• OBJECTIVE
Take every line that has the string "page" and copy it out.

• DATA SUPPLIED
------
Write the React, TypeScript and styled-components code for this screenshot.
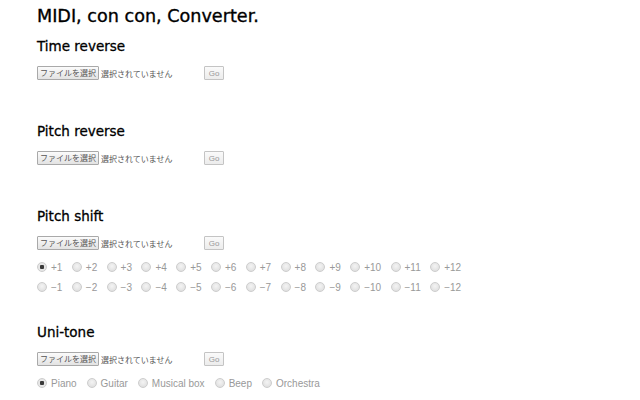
------
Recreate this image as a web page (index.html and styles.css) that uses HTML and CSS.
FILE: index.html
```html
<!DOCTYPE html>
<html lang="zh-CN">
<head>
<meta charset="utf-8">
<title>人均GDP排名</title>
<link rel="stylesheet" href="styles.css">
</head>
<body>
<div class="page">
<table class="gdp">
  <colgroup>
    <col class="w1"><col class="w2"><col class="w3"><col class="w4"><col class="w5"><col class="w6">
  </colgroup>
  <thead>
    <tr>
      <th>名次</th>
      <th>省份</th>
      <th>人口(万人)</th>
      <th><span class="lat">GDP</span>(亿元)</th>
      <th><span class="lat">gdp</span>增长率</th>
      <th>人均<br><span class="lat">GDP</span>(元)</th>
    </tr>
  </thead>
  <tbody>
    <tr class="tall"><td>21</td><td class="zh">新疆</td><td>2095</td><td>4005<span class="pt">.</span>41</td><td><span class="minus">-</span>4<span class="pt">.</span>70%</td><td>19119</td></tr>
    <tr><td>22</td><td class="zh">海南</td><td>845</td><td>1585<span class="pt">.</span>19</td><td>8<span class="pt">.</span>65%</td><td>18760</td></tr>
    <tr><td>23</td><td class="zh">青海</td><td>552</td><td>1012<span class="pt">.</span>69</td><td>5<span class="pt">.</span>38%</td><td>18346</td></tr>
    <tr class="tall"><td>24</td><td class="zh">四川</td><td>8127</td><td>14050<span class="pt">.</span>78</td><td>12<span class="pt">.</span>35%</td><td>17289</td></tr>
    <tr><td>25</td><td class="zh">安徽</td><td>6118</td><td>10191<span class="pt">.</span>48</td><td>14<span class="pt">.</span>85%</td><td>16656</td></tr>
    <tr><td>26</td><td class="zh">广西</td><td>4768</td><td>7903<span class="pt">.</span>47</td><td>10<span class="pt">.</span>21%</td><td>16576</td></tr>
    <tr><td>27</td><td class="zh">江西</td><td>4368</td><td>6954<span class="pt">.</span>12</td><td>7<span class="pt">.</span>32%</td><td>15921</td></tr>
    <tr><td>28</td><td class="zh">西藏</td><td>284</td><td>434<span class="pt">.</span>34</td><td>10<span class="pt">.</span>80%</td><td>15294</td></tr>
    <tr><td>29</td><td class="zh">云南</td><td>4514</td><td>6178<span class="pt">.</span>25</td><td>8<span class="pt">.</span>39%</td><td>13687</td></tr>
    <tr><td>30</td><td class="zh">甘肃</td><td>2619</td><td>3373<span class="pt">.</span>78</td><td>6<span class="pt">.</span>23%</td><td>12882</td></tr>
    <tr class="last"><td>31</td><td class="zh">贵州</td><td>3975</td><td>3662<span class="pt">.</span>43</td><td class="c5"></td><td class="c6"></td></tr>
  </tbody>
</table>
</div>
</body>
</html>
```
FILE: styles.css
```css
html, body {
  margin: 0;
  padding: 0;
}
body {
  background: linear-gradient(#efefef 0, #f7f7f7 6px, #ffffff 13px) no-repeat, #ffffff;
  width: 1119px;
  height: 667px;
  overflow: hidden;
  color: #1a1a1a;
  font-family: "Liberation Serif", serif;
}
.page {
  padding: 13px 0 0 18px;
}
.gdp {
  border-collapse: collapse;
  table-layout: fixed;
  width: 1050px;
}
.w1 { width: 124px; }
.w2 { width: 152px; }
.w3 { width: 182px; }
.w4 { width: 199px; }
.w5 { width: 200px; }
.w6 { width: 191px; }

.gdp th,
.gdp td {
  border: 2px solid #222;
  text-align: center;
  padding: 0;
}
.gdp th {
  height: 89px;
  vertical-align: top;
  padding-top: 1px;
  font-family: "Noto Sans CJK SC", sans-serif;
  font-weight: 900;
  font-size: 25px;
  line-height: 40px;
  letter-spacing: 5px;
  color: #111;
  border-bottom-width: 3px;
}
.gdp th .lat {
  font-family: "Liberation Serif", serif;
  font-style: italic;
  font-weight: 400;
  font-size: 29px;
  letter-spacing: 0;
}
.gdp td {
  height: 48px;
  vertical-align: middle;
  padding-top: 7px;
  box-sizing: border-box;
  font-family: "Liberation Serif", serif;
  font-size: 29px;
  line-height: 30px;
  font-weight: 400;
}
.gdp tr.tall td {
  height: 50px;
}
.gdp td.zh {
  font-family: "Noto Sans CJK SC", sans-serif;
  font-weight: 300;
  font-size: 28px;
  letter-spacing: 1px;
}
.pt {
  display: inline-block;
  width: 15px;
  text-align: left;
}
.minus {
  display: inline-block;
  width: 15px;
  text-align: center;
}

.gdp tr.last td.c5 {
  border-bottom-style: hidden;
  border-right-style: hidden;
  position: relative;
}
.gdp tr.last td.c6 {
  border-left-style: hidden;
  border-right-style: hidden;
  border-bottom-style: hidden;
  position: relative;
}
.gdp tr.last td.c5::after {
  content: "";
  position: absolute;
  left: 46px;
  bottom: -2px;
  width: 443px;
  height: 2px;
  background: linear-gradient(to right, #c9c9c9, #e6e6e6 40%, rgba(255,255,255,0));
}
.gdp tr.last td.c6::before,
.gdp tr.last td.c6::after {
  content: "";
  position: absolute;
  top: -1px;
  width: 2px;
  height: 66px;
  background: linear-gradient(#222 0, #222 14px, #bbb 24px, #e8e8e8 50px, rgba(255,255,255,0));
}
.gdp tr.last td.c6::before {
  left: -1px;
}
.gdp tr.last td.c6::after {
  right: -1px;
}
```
------
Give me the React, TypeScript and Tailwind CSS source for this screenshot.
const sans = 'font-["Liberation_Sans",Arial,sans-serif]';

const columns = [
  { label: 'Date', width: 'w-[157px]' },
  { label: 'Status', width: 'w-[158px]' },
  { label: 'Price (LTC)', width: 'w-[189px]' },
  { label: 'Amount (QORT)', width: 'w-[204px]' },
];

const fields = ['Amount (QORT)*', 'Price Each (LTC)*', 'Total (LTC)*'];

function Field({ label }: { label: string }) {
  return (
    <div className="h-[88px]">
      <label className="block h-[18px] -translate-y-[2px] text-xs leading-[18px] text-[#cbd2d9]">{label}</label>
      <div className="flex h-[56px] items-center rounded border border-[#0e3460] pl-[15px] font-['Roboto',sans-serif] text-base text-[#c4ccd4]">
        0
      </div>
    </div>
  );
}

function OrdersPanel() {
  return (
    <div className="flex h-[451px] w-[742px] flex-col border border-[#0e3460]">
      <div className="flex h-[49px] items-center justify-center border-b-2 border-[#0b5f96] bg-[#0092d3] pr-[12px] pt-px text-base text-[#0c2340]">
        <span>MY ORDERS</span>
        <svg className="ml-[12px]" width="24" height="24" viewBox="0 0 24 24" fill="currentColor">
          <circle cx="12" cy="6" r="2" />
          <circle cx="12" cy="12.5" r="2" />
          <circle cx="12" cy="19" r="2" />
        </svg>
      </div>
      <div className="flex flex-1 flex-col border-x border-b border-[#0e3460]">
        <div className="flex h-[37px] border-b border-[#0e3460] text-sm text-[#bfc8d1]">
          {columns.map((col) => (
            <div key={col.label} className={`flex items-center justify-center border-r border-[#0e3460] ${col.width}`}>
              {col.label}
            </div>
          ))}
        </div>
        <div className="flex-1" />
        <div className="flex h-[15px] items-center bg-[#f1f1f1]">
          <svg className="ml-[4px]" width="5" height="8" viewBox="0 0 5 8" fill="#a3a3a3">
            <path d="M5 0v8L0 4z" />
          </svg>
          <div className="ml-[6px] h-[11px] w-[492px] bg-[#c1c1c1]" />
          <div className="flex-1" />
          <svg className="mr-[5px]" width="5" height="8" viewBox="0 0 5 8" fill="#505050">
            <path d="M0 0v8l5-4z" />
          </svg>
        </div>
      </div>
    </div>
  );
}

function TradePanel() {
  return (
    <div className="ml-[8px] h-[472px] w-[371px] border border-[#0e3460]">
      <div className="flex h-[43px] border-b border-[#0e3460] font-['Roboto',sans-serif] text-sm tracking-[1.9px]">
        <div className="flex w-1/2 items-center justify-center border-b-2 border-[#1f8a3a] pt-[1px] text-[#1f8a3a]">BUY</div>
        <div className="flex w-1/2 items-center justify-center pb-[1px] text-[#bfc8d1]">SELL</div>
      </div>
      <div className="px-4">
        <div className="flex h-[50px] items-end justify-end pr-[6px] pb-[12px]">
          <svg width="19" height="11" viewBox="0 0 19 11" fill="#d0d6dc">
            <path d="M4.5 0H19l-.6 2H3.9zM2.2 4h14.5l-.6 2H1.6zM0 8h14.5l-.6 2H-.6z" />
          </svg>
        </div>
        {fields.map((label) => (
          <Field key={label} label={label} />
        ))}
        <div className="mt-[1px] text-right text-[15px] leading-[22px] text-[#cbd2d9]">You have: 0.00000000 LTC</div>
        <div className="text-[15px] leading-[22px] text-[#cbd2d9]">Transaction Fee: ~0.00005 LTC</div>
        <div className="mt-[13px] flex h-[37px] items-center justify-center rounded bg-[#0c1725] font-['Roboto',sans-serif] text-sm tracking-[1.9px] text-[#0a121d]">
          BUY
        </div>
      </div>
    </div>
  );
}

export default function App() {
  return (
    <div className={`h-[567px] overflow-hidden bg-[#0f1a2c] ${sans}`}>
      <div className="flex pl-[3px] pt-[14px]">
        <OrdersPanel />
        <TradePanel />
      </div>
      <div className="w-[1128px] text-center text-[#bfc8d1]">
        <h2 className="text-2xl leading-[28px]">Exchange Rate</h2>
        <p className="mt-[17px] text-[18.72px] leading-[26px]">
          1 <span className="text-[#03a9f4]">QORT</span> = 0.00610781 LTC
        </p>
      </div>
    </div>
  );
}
------
• EXERCISE SOLUTION
Recreate this image as a web page (index.html and styles.css) that uses HTML and CSS.
<div class="page">
.page {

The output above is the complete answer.